God fulfills his promises, yet it is not always obvious in advance how God will fulfill his promises. The attitude that we should take toward God, then, is one of trust and not one of demand.

The life of Jesus illustrates this perfectly in the temptation narrative. Satan tempts Jesus with the promise of Psalm 91:

For he will command his angels concerning you
to guard you in all your ways.
On their hands they will bear you up,
lest you strike your foot against a stone.
Psalm 91:11-12

Satan tempted Jesus to name it and claim it. Jesus rejects this kind of approach. Ultimately, this temptation had more to do with Jesus’ crucifixion than it did with jumping off towers. Can a God who makes the promises of Psalm 91 be trusted all the way to the cross? Can God keep the promise of Psalm 91 for one who is crucified? Jesus believed the Father’s promise enough to surrender his life. What Jesus did not do, however, was demand that Father fulfill the promise in any certain way. Jesus simply trusted the Father to keep his promises, even when it looked impossible for those promises to be true.
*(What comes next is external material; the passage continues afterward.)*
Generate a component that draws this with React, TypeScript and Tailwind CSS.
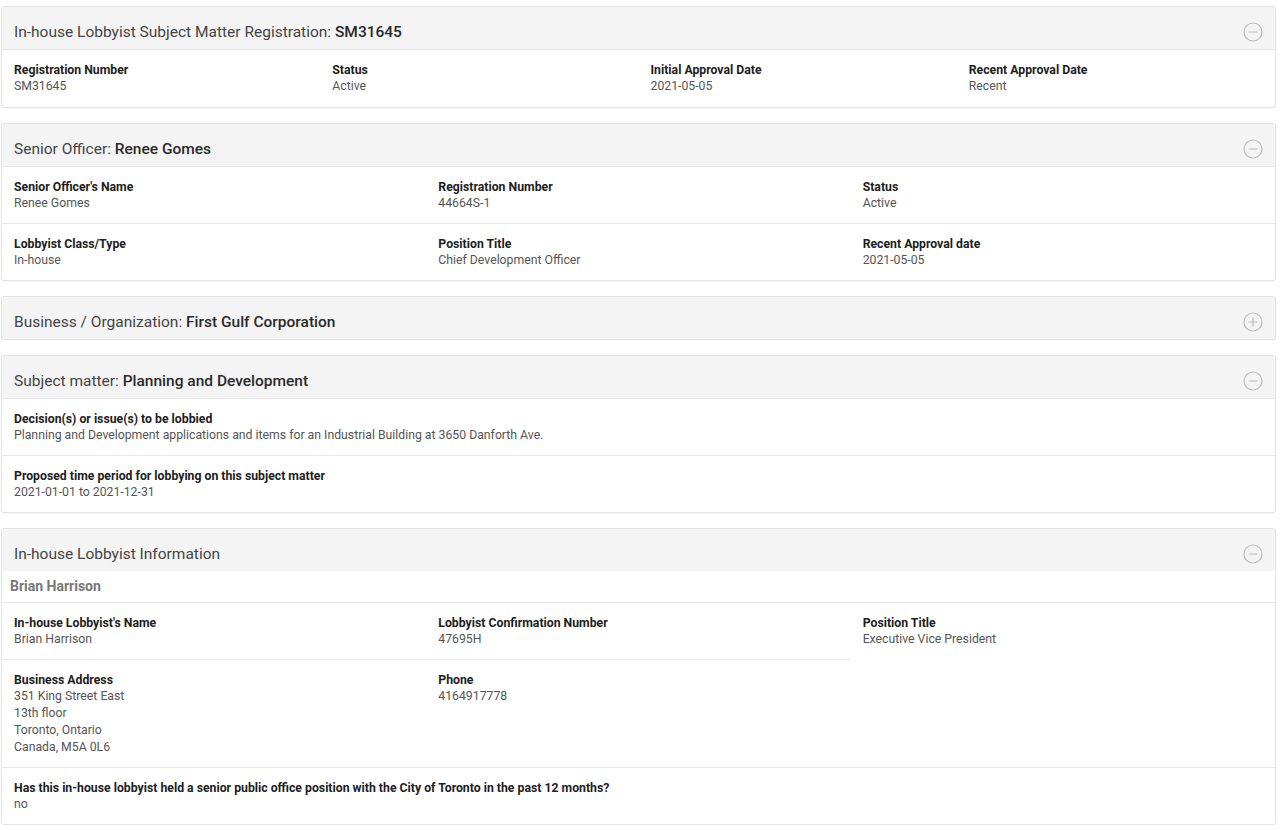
import type { ReactNode } from 'react'

type Field = { label: string; value: ReactNode }

function ToggleIcon({ open }: { open: boolean }) {
  return (
    <svg width="20" height="20" viewBox="0 0 20 20" fill="none" stroke="#bdbdbd" strokeWidth="1.2">
      <circle cx="10" cy="10" r="9" />
      <path d="M5.5 10h9" />
      {!open && <path d="M10 5.5v9" />}
    </svg>
  )
}

function PanelHeader({ title, strong, open, divided }: { title: string; strong?: string; open: boolean; divided: boolean }) {
  return (
    <header
      className={`flex h-[42px] items-start justify-between bg-[#f4f4f4] pl-[12px] pr-[12px] pt-[16px] ${
        divided ? 'h-[43px] border-b border-[#e6e6e6]' : ''
      }`}
    >
      <h2 className="text-[15.5px] leading-[19px] text-[#444]">
        {title}
        {strong && <span className="font-medium text-[#2a2a2a]">{strong}</span>}
      </h2>
      <span className="-mt-[1px]">
        <ToggleIcon open={open} />
      </span>
    </header>
  )
}

function Panel({
  title,
  strong,
  open = true,
  children,
}: {
  title: string
  strong?: string
  open?: boolean
  children?: ReactNode
}) {
  return (
    <section className="overflow-hidden rounded-[3px] border border-[#e3e3e3] bg-white shadow-[0_1px_1px_rgba(0,0,0,0.03)]">
      <PanelHeader title={title} strong={strong} open={open} divided={open && !!children} />
      {open && children}
    </section>
  )
}

function Cell({ label, value, className = '' }: Field & { className?: string }) {
  return (
    <div className={`px-[12px] pt-[12px] pb-[11px] ${className}`}>
      <div className="text-[12.25px] font-bold leading-[16px] text-[#1d1d1d]">{label}</div>
      <div className="text-[12.25px] leading-[17px] text-[#555]">{value}</div>
    </div>
  )
}

function Row({ fields, cols, cellClass }: { fields: Field[]; cols: string; cellClass?: string }) {
  return (
    <div className={`grid ${cols} border-b border-[#e8e8e8] last:border-b-0`}>
      {fields.map((f) => (
        <Cell key={f.label} {...f} className={cellClass} />
      ))}
    </div>
  )
}

export default function App() {
  return (
    <div className="flex min-h-[830px] flex-col gap-[15px] bg-white pt-[6px] pr-[4px] pl-[1px] font-['Roboto',sans-serif]">
      <Panel title="In-house Lobbyist Subject Matter Registration: " strong="SM31645">
        <Row
          cols="grid-cols-4"
          cellClass="!pb-[12px]"
          fields={[
            { label: 'Registration Number', value: 'SM31645' },
            { label: 'Status', value: 'Active' },
            { label: 'Initial Approval Date', value: '2021-05-05' },
            { label: 'Recent Approval Date', value: 'Recent' },
          ]}
        />
      </Panel>

      <Panel title="Senior Officer: " strong="Renee Gomes">
        <Row
          cols="grid-cols-3"
          fields={[
            { label: "Senior Officer's Name", value: 'Renee Gomes' },
            { label: 'Registration Number', value: '44664S-1' },
            { label: 'Status', value: 'Active' },
          ]}
        />
        <Row
          cols="grid-cols-3"
          fields={[
            { label: 'Lobbyist Class/Type', value: 'In-house' },
            { label: 'Position Title', value: 'Chief Development Officer' },
            { label: 'Recent Approval date', value: '2021-05-05' },
          ]}
        />
      </Panel>

      <Panel title="Business / Organization: " strong="First Gulf Corporation" open={false} />

      <Panel title="Subject matter: " strong="Planning and Development">
        <Row
          cols="grid-cols-1"
          fields={[
            {
              label: 'Decision(s) or issue(s) to be lobbied',
              value: 'Planning and Development applications and items for an Industrial Building at 3650 Danforth Ave.',
            },
          ]}
        />
        <Row
          cols="grid-cols-1"
          fields={[{ label: 'Proposed time period for lobbying on this subject matter', value: '2021-01-01 to 2021-12-31' }]}
        />
      </Panel>

      <section className="overflow-hidden rounded-[3px] border border-[#e3e3e3] bg-white">
        <PanelHeader title="In-house Lobbyist Information" open divided={false} />
        <div className="border-b border-[#e6e6e6] px-[8px] py-[6px] text-[14px] font-bold leading-[19px] text-[#777]">
          Brian Harrison
        </div>
        <div className="grid grid-cols-3">
          <Cell label="In-house Lobbyist's Name" value="Brian Harrison" className="border-b border-[#e8e8e8]" />
          <Cell label="Lobbyist Confirmation Number" value="47695H" className="border-b border-[#e8e8e8]" />
          <Cell label="Position Title" value="Executive Vice President" className="row-span-2" />
          <Cell
            label="Business Address"
            value={
              <>
                351 King Street East
                <br />
                13th floor
                <br />
                Toronto, Ontario
                <br />
                Canada, M5A 0L6
              </>
            }
          />
          <Cell label="Phone" value="4164917778" />
        </div>
        <div className="border-t border-[#e8e8e8]">
          <Cell
            label="Has this in-house lobbyist held a senior public office position with the City of Toronto in the past 12 months?"
            value="no"
          />
        </div>
      </section>
    </div>
  )
}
Paul captures this kind of faith in the great words of Romans 8:35-38:

Who shall separate us from the love of Christ? Shall tribulation, or distress, or persecution, or famine, or nakedness, or danger, or sword? As it is written, “For your sake we are being killed all the day long; we are regarded as sheep to be slaughtered.” No, in all these things we are more than conquerors through him who loved us. For I am sure that neither death nor life, nor angels nor rulers, nor things present nor things to come, nor powers, nor height nor depth, nor anything else in all creation, will be able to separate us from the love of God in Christ Jesus our Lord.

God keeps his promises, even when it looks impossible for him to do so. The Old Testament scriptures are filled with examples of God’s faithfulness to his promises in impossible circumstances. Eyes of faith see God fulfilling the overarching promise of scriptures in the life of Jesus. Mature faith in God’s promises leads us to trust in the Lord, not to make demands on him.